REQUIREMENT. Find each line with "index" and copy it.

Interface markup and scripts.
— START —
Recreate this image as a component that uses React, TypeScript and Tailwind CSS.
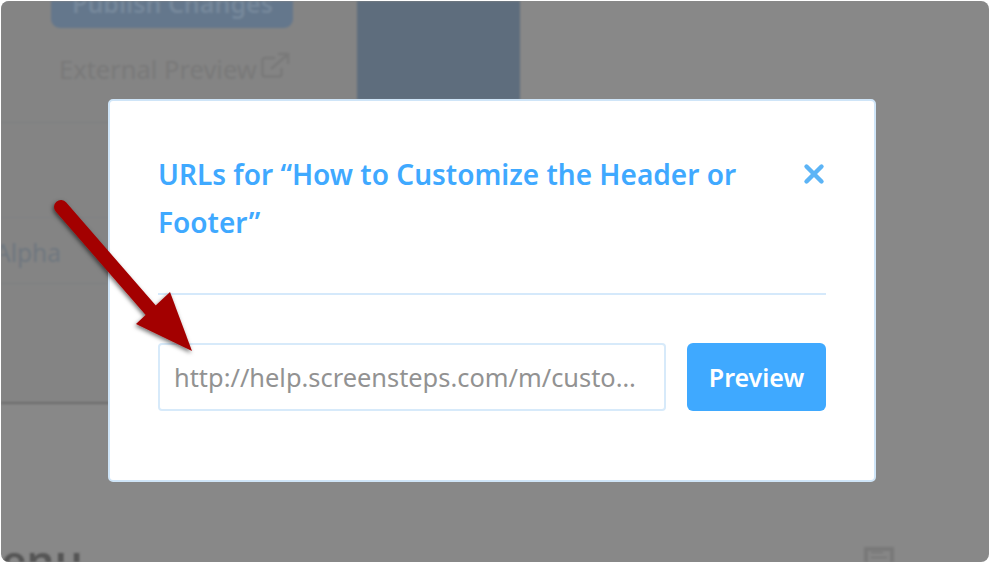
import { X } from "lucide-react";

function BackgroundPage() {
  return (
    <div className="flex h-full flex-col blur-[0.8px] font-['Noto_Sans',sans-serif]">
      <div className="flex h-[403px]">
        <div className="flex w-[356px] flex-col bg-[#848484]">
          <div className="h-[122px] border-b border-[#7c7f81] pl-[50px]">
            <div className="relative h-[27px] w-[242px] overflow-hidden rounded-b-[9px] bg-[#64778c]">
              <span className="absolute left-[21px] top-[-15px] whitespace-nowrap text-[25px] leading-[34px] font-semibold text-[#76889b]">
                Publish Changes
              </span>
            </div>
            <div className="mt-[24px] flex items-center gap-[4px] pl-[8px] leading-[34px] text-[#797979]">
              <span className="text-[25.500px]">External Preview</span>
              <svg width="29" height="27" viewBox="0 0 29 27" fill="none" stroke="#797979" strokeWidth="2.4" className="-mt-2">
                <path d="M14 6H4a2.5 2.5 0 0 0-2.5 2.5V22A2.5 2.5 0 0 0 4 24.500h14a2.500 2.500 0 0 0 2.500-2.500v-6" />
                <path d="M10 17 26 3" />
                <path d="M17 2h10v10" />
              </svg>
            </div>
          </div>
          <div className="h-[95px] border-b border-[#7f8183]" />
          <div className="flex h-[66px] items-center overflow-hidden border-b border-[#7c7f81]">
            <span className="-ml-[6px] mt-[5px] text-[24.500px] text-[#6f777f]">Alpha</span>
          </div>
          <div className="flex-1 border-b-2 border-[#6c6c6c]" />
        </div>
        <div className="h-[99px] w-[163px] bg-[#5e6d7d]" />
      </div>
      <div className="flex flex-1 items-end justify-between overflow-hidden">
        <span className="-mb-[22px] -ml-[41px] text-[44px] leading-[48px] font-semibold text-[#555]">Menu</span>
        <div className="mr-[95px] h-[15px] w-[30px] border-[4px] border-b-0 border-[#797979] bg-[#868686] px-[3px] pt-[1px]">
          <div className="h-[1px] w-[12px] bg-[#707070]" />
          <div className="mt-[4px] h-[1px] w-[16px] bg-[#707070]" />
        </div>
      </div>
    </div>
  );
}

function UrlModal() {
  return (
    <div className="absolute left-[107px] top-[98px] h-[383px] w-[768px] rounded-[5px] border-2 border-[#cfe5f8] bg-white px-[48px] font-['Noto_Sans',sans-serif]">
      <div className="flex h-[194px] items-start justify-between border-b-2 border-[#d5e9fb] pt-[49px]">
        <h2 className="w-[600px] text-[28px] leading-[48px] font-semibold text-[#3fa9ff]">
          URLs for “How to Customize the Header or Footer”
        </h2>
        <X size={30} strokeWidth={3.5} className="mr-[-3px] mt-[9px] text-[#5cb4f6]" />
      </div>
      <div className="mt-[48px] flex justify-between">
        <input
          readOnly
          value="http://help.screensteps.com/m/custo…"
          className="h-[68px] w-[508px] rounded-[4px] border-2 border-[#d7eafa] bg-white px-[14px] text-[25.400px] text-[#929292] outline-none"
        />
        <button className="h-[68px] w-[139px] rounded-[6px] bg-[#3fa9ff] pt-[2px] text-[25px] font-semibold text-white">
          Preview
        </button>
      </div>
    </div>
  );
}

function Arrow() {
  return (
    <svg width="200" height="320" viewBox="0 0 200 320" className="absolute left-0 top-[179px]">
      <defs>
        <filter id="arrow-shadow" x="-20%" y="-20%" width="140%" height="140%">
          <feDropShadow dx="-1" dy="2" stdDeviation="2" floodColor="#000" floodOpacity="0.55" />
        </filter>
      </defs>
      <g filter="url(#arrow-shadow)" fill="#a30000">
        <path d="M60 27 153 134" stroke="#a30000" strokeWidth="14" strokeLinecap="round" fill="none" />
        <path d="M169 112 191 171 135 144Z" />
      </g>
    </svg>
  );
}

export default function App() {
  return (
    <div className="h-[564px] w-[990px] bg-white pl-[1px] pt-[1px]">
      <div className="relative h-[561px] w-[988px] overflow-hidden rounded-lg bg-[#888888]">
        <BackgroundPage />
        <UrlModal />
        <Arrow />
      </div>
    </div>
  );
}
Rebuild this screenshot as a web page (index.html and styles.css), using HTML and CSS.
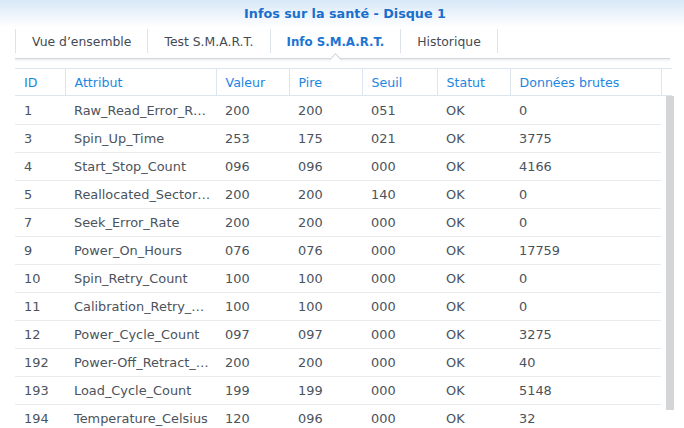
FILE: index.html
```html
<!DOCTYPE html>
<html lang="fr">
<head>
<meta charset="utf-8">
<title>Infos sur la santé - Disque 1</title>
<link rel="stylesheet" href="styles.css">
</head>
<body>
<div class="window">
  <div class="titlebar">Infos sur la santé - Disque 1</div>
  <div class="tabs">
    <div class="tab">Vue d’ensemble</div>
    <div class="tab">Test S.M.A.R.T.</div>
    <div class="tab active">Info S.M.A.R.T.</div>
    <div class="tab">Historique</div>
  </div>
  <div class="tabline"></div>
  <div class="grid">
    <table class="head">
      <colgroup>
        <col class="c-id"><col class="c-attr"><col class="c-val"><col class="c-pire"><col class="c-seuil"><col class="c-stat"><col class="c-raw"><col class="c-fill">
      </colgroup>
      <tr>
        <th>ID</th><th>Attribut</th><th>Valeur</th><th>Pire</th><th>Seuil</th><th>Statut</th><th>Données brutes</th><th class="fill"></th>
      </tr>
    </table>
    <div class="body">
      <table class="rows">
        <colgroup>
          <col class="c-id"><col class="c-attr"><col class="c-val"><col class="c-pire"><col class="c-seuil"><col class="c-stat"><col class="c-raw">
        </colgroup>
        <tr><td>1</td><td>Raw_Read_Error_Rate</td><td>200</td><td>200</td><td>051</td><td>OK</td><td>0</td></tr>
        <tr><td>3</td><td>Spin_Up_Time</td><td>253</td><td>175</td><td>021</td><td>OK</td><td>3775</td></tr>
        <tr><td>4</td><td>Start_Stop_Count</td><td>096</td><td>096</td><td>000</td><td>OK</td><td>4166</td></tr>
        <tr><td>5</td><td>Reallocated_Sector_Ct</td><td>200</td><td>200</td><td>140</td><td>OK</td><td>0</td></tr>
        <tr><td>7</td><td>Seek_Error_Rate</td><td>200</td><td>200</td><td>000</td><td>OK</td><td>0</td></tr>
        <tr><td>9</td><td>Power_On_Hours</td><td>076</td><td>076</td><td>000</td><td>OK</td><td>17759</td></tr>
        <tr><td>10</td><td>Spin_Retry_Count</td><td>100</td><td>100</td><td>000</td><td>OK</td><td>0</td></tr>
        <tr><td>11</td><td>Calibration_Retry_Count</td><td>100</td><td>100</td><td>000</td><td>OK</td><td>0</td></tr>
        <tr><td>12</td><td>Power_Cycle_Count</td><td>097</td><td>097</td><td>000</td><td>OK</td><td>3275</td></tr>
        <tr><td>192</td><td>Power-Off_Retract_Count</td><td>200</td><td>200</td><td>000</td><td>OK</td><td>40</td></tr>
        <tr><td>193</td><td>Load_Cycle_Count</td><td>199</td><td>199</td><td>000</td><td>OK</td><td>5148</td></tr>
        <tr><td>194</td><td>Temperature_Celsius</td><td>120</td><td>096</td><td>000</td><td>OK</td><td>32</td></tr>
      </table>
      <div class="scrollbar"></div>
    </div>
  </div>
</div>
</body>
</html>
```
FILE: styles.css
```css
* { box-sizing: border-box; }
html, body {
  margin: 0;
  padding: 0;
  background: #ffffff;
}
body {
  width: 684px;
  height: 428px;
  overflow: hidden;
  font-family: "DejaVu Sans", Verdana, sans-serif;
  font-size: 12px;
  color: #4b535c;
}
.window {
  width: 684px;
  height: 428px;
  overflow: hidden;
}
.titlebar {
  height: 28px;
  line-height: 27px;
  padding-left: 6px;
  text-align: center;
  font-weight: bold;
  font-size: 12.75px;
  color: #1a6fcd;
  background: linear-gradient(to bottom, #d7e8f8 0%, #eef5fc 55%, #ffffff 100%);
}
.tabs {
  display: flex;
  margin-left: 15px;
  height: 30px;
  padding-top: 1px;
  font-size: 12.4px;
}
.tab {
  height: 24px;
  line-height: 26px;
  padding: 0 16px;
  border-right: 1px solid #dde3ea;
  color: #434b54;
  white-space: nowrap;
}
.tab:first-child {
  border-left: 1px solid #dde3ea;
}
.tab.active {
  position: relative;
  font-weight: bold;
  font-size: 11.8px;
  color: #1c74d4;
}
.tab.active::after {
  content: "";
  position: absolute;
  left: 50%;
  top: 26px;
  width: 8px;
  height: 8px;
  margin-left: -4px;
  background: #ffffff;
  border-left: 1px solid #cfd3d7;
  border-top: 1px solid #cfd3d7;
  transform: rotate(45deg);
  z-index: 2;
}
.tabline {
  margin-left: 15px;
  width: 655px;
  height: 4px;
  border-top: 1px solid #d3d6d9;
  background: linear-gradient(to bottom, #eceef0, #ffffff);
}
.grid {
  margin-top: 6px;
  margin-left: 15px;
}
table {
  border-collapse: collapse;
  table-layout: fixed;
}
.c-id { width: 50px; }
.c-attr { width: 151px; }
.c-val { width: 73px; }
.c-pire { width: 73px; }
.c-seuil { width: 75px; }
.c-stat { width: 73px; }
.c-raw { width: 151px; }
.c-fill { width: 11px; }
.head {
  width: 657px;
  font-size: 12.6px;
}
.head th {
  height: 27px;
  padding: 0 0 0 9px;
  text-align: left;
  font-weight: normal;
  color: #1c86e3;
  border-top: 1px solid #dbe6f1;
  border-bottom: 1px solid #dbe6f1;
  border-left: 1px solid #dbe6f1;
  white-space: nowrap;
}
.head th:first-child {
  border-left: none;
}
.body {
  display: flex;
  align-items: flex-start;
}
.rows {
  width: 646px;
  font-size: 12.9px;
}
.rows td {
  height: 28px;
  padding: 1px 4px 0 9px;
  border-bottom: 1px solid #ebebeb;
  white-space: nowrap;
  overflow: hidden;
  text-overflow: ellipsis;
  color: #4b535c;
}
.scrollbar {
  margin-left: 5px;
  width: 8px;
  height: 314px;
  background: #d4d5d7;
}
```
— END —
FULL RESPONSE.
Rebuild this screenshot as a web page (index.html and styles.css), using HTML and CSS.
FILE: index.html
  z-index: 2;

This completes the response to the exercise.